I might have gotten a discount if I could have remembered my "membership number," whatever that
is.
But I wonder how such a pricing
policy squares with some of the declaratory words emanating from AIP. For instance, the fine print
in the front of every PHYSICS TODAY issue states that AIP "serves physics and related fields . . .
with programs, services, and publications—information that matters." Well, if the information
matters at all, why not make it available to the public at a reasonable price? How does the current
AIP policy promote the diffusion—among the American taxpayers who are supposed to support
ever-growing federal physics investments—of knowledge of physics? Simply put, what is
not-for-profit about charging $19 for a one-page download of 18-year-old material?

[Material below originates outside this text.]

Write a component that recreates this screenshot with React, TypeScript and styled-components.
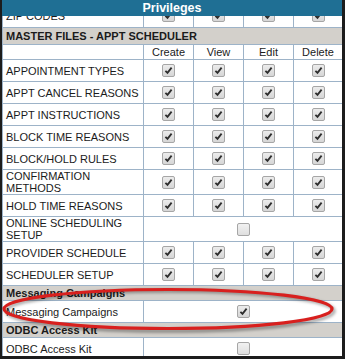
import React, { useLayoutEffect, useRef } from 'react';
import styled, { createGlobalStyle } from 'styled-components';

const GlobalStyle = createGlobalStyle`
  html, body {
    margin: 0;
    padding: 0;
    background: #ffffff;
  }
`;

const Frame = styled.div`
  position: relative;
  box-sizing: border-box;
  width: 345px;
  height: 359px;
  display: flex;
  flex-direction: column;
  border-left: 2px solid #1c1c1c;
  border-right: 3px solid #1c1c1c;
  border-bottom: 3px solid #1c1c1c;
  background: #ffffff;
  font-family: 'Liberation Sans', Arial, sans-serif;
  color: #1b1b1b;
  overflow: hidden;
`;

const TitleBar = styled.div`
  flex: 0 0 16px;
  display: flex;
  align-items: center;
  justify-content: center;
  background: #1f6f94;
  color: #ffffff;
  font-size: 12.5px;
  font-weight: bold;
  line-height: 16px;
`;

const Viewport = styled.div`
  flex: 1 1 auto;
  overflow: hidden;
`;

const Table = styled.table`
  width: 340px;
  border-collapse: collapse;
  table-layout: fixed;
  font-size: 11px;
`;

const Row = styled.tr<{ $h: number }>`
  height: ${p => p.$h}px;
`;

const SectionCell = styled.td`
  background: #d3d0cb;
  font-weight: bold;
  padding: 0 3px;
  line-height: 12px;
  border: 1px solid #9db3c8;
  border-right: none;
  white-space: nowrap;
  overflow: hidden;
`;

const LabelCell = styled.td`
  padding: 0 3px;
  line-height: 12px;
  border: 1px solid #9db3c8;
  vertical-align: middle;
`;

const HeadCell = styled.td`
  padding: 0;
  text-align: center;
  line-height: 12px;
  border: 1px solid #9db3c8;
`;

const BoxCell = styled.td`
  padding: 0;
  text-align: center;
  vertical-align: middle;
  border: 1px solid #9db3c8;
`;

const Box = styled.span<{ $on: boolean }>`
  box-sizing: border-box;
  display: inline-flex;
  align-items: center;
  justify-content: center;
  width: 13px;
  height: 13px;
  vertical-align: middle;
  border: 1px solid #a6a6a6;
  border-radius: 2px;
  background: ${p =>
    p.$on
      ? 'linear-gradient(#ececec, #d6d6d6)'
      : 'linear-gradient(#f1f1f1, #dfdfdf)'};
`;

const Ring = styled.svg`
  position: absolute;
  left: 0;
  top: 0;
  pointer-events: none;
`;

const Check = ({ on }: { on: boolean }) => (
  <Box $on={on}>
    {on && (
      <svg width="9" height="9" viewBox="0 0 9 9">
        <path d="M1.4 4.8 L3.5 6.9 L7.6 1.6" fill="none" stroke="#2e2e2e" strokeWidth="1.8" />
      </svg>
    )}
  </Box>
);

type Item =
  | { kind: 'section'; label: string; h: number }
  | { kind: 'head' }
  | { kind: 'all'; label: string; h: number }
  | { kind: 'one'; label: string; h: number; on: boolean };

const items: Item[] = [
  { kind: 'all', label: 'ZIP CODES', h: 24 },
  { kind: 'section', label: 'MASTER FILES - APPT SCHEDULER', h: 17 },
  { kind: 'head' },
  { kind: 'all', label: 'APPOINTMENT TYPES', h: 22 },
  { kind: 'all', label: 'APPT CANCEL REASONS', h: 22 },
  { kind: 'all', label: 'APPT INSTRUCTIONS', h: 22 },
  { kind: 'all', label: 'BLOCK TIME REASONS', h: 22 },
  { kind: 'all', label: 'BLOCK/HOLD RULES', h: 22 },
  { kind: 'all', label: 'CONFIRMATION METHODS', h: 25 },
  { kind: 'all', label: 'HOLD TIME REASONS', h: 22 },
  { kind: 'one', label: 'ONLINE SCHEDULING SETUP', h: 25, on: false },
  { kind: 'all', label: 'PROVIDER SCHEDULE', h: 22 },
  { kind: 'all', label: 'SCHEDULER SETUP', h: 22 },
  { kind: 'section', label: 'Messaging Campaigns', h: 15 },
  { kind: 'one', label: 'Messaging Campaigns', h: 22, on: true },
  { kind: 'section', label: 'ODBC Access Kit', h: 15 },
  { kind: 'one', label: 'ODBC Access Kit', h: 22, on: false },
];

const columns = ['Create', 'View', 'Edit', 'Delete'];

const renderRow = (item: Item, i: number) => {
  switch (item.kind) {
    case 'section':
      return (
        <Row key={i} $h={item.h}>
          <SectionCell colSpan={5}>{item.label}</SectionCell>
        </Row>
      );
    case 'head':
      return (
        <Row key={i} $h={15}>
          <HeadCell />
          {columns.map(c => (
            <HeadCell key={c}>{c}</HeadCell>
          ))}
        </Row>
      );
    case 'all':
      return (
        <Row key={i} $h={item.h}>
          <LabelCell>{item.label}</LabelCell>
          {columns.map(c => (
            <BoxCell key={c}>
              <Check on />
            </BoxCell>
          ))}
        </Row>
      );
    case 'one':
      return (
        <Row key={i} $h={item.h}>
          <LabelCell>{item.label}</LabelCell>
          <BoxCell colSpan={4}>
            <Check on={item.on} />
          </BoxCell>
        </Row>
      );
  }
};

const App = () => {
  const viewport = useRef<HTMLDivElement>(null);

  // the list is shown scrolled a little, with the ZIP CODES row half hidden
  useLayoutEffect(() => {
    if (viewport.current) viewport.current.scrollTop = 13;
  }, []);

  return (
    <>
      <GlobalStyle />
      <Frame>
        <TitleBar>Privileges</TitleBar>
        <Viewport ref={viewport}>
          <Table>
            <colgroup>
              <col style={{ width: 141 }} />
              <col style={{ width: 50 }} />
              <col style={{ width: 50 }} />
              <col style={{ width: 50 }} />
              <col style={{ width: 49 }} />
            </colgroup>
            <tbody>{items.map(renderRow)}</tbody>
          </Table>
        </Viewport>
        <Ring width="345" height="359" viewBox="0 0 345 359">
          <defs>
            <filter id="shade" x="-10%" y="-30%" width="120%" height="160%">
              <feGaussianBlur stdDeviation="1.6" />
            </filter>
          </defs>
          <ellipse cx="168" cy="311" rx="164" ry="20" fill="none" stroke="rgba(0,0,0,0.35)" strokeWidth="3.5" filter="url(#shade)" />
          <ellipse cx="166" cy="309" rx="164" ry="19.5" fill="none" stroke="#d8201e" strokeWidth="3.2" />
        </Ring>
      </Frame>
    </>
  );
};

export default App;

[Editor's note: We invited Fred Dylla, executive director and CEO of the American Institute of Physics, to respond to Thomas Phipps.]
Dylla replies to Phipps:
It does seem inappropriate to pay $19 for a one-page download of an 18-year-old article. But one
has to dig below the surface to understand the economics of scientific journal publishing as a context
for the pricing of such journal products by nonprofit publishers.
The American Institute
of Physics (AIP) publishes several of the most highly cited and subscribed-to physics journals
(for example, Applied Physics Letters and the Journal of Applied Physics), and
also provides publishing services for many of its member societies, including the American Physical
Society and the American Association of Physics Teachers, publisher of the American Journal
of Physics.
Producing a high-quality,
peer-reviewed archival journal such as AJP involves significant costs, including those
for a reliable online platform that has made AJP and other member-society journals available
to a much wider audience than did the former print-only subscriptions. AIP has also made major investments
to digitize and make available electronically journal issues that were published in print long
before the industry made the transition to digital. Those real costs are recovered, by and large,
through institutional subscriptions paid by libraries and research institutions. The cost of
producing one typical article is between $1500 and $3000. Considering the average journal subscriber
base, a $20 price for a nonsubscriber to download an article is not out of line.
AIP's online platform,
Scitation, already provides free access to full abstracts, index terms, and search capabilities
for more than a million articles. Our journal prices are significantly lower than those for similar
journals produced by commercial publishers, and we invest the modest return in outreach services
such as lay-language translations of important research results, subsidized programs for students,
and subsidized student and member-society subscriptions for PHYSICS TODAY.